On August 6, 2010, the Assistant Secretary for Energy Efficiency and Renewable Energy (“EERE”), through delegated authority by the Department of Energy, issued a nationwide limited public interest waiver under Section 1605 (the “Buy American Provisions”) of the American Recovery and Reinvestment Act of 2009 (the “Recovery Act”) for EERE-funded projects for incidental and/or ancillary solar Photovoltaic (“PV”) equipment when such equipment is used in solar installations containing either domestically manufactured PV cells or panels.

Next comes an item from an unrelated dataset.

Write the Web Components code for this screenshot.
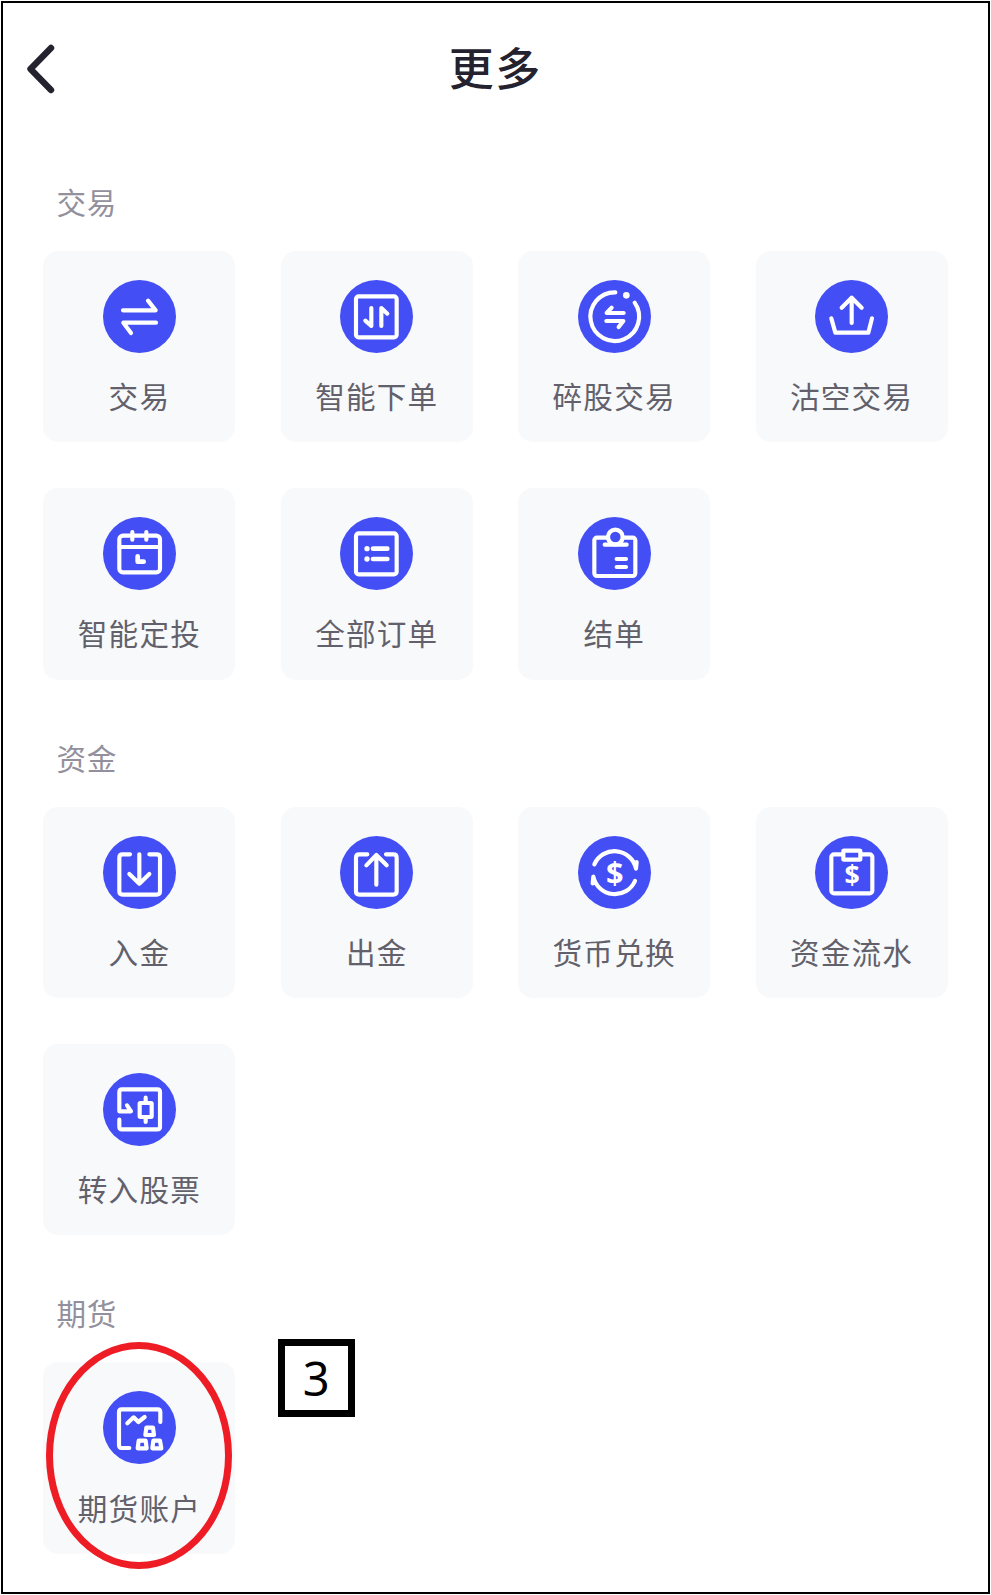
<!DOCTYPE html>
<html lang="zh-CN">
<head>
<meta charset="utf-8">
<title>更多</title>
<style>
  html, body {
    margin: 0;
    background: #fff;
  }
  body {
    padding: 1px;
    font-family: "Noto Sans CJK SC", sans-serif;
  }
</style>
</head>
<body>
<more-page>
  <page-header>更多</page-header>
  <menu-section heading="交易">
    <menu-tile icon="trade">交易</menu-tile>
    <menu-tile icon="smart">智能下单</menu-tile>
    <menu-tile icon="fraction">碎股交易</menu-tile>
    <menu-tile icon="short">沽空交易</menu-tile>
    <menu-tile icon="calendar">智能定投</menu-tile>
    <menu-tile icon="orders">全部订单</menu-tile>
    <menu-tile icon="statement">结单</menu-tile>
  </menu-section>
  <menu-section heading="资金">
    <menu-tile icon="deposit">入金</menu-tile>
    <menu-tile icon="withdraw">出金</menu-tile>
    <menu-tile icon="exchange">货币兑换</menu-tile>
    <menu-tile icon="cashflow">资金流水</menu-tile>
    <menu-tile icon="transfer">转入股票</menu-tile>
  </menu-section>
  <menu-section heading="期货">
    <menu-tile icon="futures" marked>期货账户</menu-tile>
    <step-badge>3</step-badge>
  </menu-section>
</more-page>

<script>
// icon strokes, drawn on a 219 x 219 grid inside the blue disc
const icons = {
  trade: `<path d="M60 91H158L135 62M159 128H61L84 159"/>`,
  smart: `
    <rect x="48" y="49" width="122" height="123" rx="8"/>
    <path d="M94 84V138L76 122M124 138V84L142 101"/>`,
  fraction: `
    <path d="M112 37A73 73 0 1 0 170 68"/>
    <circle class="solid" cx="145" cy="46" r="10"/>
    <path d="M137 99H86L101 83M85 123H136L122 141"/>`,
  short: `
    <path d="M110 129V53M80 83L110 53L140 83"/>
    <path d="M49 115L61 158H160L171 115"/>`,
  calendar: `
    <rect x="49" y="56" width="122" height="110" rx="11"/>
    <path d="M49 90H171M88 45V68M130 45V68"/>
    <path stroke-width="14" d="M104 118V134H122"/>`,
  orders: `
    <rect x="48" y="49" width="122" height="123" rx="8"/>
    <circle class="solid" cx="81" cy="95" r="8"/>
    <circle class="solid" cx="81" cy="126" r="8"/>
    <path stroke-width="14" d="M99 95H142M99 126H142"/>`,
  statement: `
    <rect x="49" y="62" width="123" height="115" rx="8"/>
    <circle class="disc" cx="112" cy="60" r="22"/>
    <path d="M80 83H146M116 126H144M116 150H144"/>`,
  deposit: `
    <path d="M81 55H59Q49 55 49 65V166Q49 176 59 176H161Q171 176 171 166V65Q171 55 161 55H139"/>
    <path d="M109 55V143M79 114L109 143L139 114"/>`,
  withdraw: `
    <path d="M82 55H58Q48 55 48 65V166Q48 176 58 176H160Q170 176 170 166V65Q170 55 160 55H138"/>
    <path d="M109 146V57M79 88L109 57L140 88"/>`,
  exchange: `
    <path d="M49 85A66 66 0 0 1 174 98L176 78L168 82"/>
    <path d="M171 135A66 66 0 0 1 46 122L44 142L52 138"/>
    <text x="110" y="145" font-size="92">$</text>`,
  cashflow: `
    <rect x="49" y="55" width="123" height="117" rx="8"/>
    <rect class="disc" x="85" y="44" width="51" height="27" rx="2"/>
    <text x="111" y="148" font-size="80">$</text>`,
  transfer: `
    <path d="M49 140V161Q49 169 57 169H163Q171 169 171 161V57Q171 49 163 49H57Q49 49 49 57V115H84L72 97"/>
    <rect x="110" y="90" width="36" height="42" rx="2"/>
    <path d="M128 74V88M128 134V147"/>`,
  futures: `
    <path d="M172 93V63Q172 55 164 55H56Q48 55 48 63V163Q48 171 56 171H79"/>
    <path d="M73 97L92 79L106 93L125 78"/>
    <path d="M127 132L130 110H150L153 132ZM104 172L107 149H128L131 172ZM148 172L151 149H171L175 172Z"/>`,
};

function attach(el, html) {
  const template = document.createElement('template');
  template.innerHTML = html;
  el.attachShadow({ mode: 'open' }).appendChild(template.content.cloneNode(true));
}

class MorePage extends HTMLElement {
  constructor() {
    super();
    attach(this, `
    <style>
    :host{
      display: block;
      box-sizing: border-box;
      width: 989px;
      height: 1593px;
      border: 2px solid #000;
    }
    main{
      display: flex;
      flex-direction: column;
      gap: 57px;
      padding: 0 37px 0 40.4px;
    }
    </style>
    <main><slot></slot></main>`);
  }
}

class PageHeader extends HTMLElement {
  constructor() {
    super();
    attach(this, `
    <style>
    :host{
      display: grid;
      grid-template-columns: 36px 1fr 36px;
      align-items: center;
      height: 84px;
      margin: 24px -18px 12.7px -20px;
      color: #24222e;
    }
    svg{
      display: block;
      width: 36px;
      height: 54px;
    }
    h1{
      margin: -5px 0 0 -2px;
      text-align: center;
      font-size: 45px;
      font-weight: 500;
      line-height: 66px;
      letter-spacing: 1.5px;
    }
    </style>
    <svg viewBox="0 0 36 54" fill="none" stroke="currentColor" stroke-width="6.4" stroke-linecap="round" stroke-linejoin="round">
      <path d="M28 6L7.5 27L28 48"/>
    </svg>
    <h1><slot></slot></h1>`);
  }
}

class MenuSection extends HTMLElement {
  constructor() {
    super();
    attach(this, `
    <style>
    :host{
      display: block;
    }
    h2{
      margin: -1px 0 27px;
      padding-left: 13px;
      font-size: 29.6px;
      font-weight: 400;
      line-height: 44px;
      letter-spacing: 0.7px;
      color: #92909c;
    }
    div{
      display: grid;
      grid-template-columns: repeat(4, 192px);
      gap: 45.3px 45.4px;
    }
    </style>
    <h2>${this.getAttribute('heading')}</h2>
    <div><slot></slot></div>`);
  }
}

class MenuTile extends HTMLElement {
  constructor() {
    super();
    attach(this, `
    <style>
    :host{
      position: relative;
      display: flex;
      flex-direction: column;
      align-items: center;
      box-sizing: border-box;
      height: 191.8px;
      padding-top: 29px;
      border-radius: 15px;
      background: #f8f9fb;
      color: #62616b;
    }
    svg{
      display: block;
      width: 73px;
      height: 73px;
      fill: none;
      stroke: #fff;
      stroke-width: 12.5px;
      stroke-linecap: round;
      stroke-linejoin: round;
    }
    .disc{
      fill: #434ef4;
    }
    .back{
      stroke: none;
    }
    .solid, text{
      fill: #fff;
      stroke: none;
    }
    text{
      font-family: "Noto Sans", sans-serif;
      font-weight: 700;
      text-anchor: middle;
    }
    p{
      margin: 21.4px 0 0;
      font-size: 29.6px;
      font-weight: 400;
      line-height: 44px;
      letter-spacing: 1.2px;
      white-space: nowrap;
    }
    .ring{
      position: absolute;
      box-sizing: border-box;
      left: 3px;
      top: -20px;
      width: 186px;
      height: 227px;
      border: 7.5px solid #ee1c24;
      border-radius: 50%;
    }
    </style>
    <svg viewBox="0 0 219 219">
      <circle class="disc back" cx="109.5" cy="109.5" r="109.5"/>
      ${icons[this.getAttribute('icon')]}
    </svg>
    <p><slot></slot></p>
    ${this.hasAttribute('marked') ? `<div class="ring"></div>` : ``}`);
  }
}

class StepBadge extends HTMLElement {
  constructor() {
    super();
    attach(this, `
    <style>
    :host{
      display: flex;
      align-items: center;
      justify-content: center;
      box-sizing: border-box;
      width: 77px;
      height: 78px;
      margin: -23px 0 0 -3px;
      border: 7px solid #000;
      background: #fff;
      color: #000;
      font: 47px/64px "Noto Sans", sans-serif;
    }
    </style>
    <slot></slot>`);
  }
}

window.customElements.define('more-page', MorePage);
window.customElements.define('page-header', PageHeader);
window.customElements.define('menu-section', MenuSection);
window.customElements.define('menu-tile', MenuTile);
window.customElements.define('step-badge', StepBadge);
</script>
</body>
</html>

After recognizing that the Buy American Provisions do not contain a requirement with regard to the origin of components in manufactured goods used in a project, but rather that the focus of the Buy American Provisions is on whether the solar panels are manufactured in the United States, the EERE granted a public interest waiver to the Buy American Provisions for six months (ending February 6, 2011) for the purchase of the following solar PV equipment: (1) domestically-manufactured panels containing foreign-manufactured PV cells; (2) foreign-manufactured panels comprised of 100 percent domestically-manufactured PV cells; and (3) any ancillary items and equipment (including without limitation charge controllers, combiners and disconnect boxes, breakers and fuses, racks, trackers, lugs, wires, cables, and all other incidental equipment with the exception of inverters and batteries) utilized in either #1 or #2, regardless of country of origin. According to the EERE’s research on the domestic solar manufacturing industry, this waiver would allow approximately nine companies to compete for grantees’ solar PV projects (of the nine, four companies produce solar PV panels in the United States). The EERE also states that the waiver does not apply to thin-film solar PV panels.

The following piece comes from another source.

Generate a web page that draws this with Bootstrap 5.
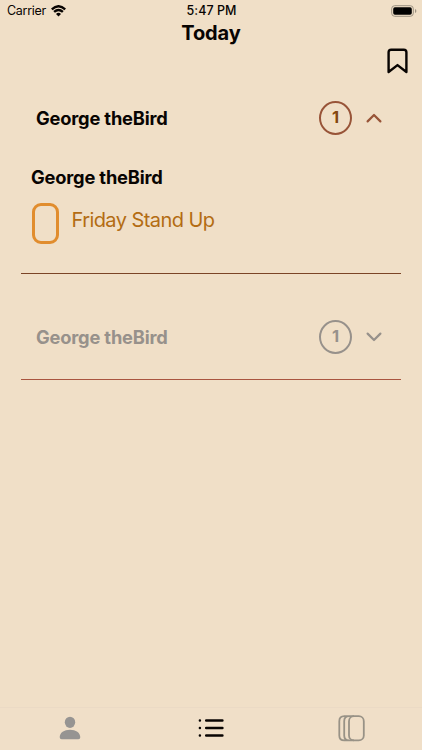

As noted above, this waiver expires on February 6, 2011, but the waiver is unclear whether the solar PV project must be completed by the expiration date or whether the solar PV equipment (that qualifies under the waiver) simply must be purchased by the expiration date. A review of an EERE waiver, dated March 19, 2010, applying to the purchase of light emitting diode LED lighting and HVAC units (although the waiver circumstances in this instance were quite different from the solar PV equipment waiver), might suggest that the solar PV equipment waiver will apply to those circumstances where the recipient of Recovery Act funds has taken substantial steps to commit funds for the purchase of solar PV equipment, such as placing an order or executing a contract for such equipment prior to the waiver expiration date; however, the absence of similar detail in the solar PV equipment waiver leaves quite a bit of uncertainty. Hopefully the EERE will issue future guidance to clarify the expiration date terms.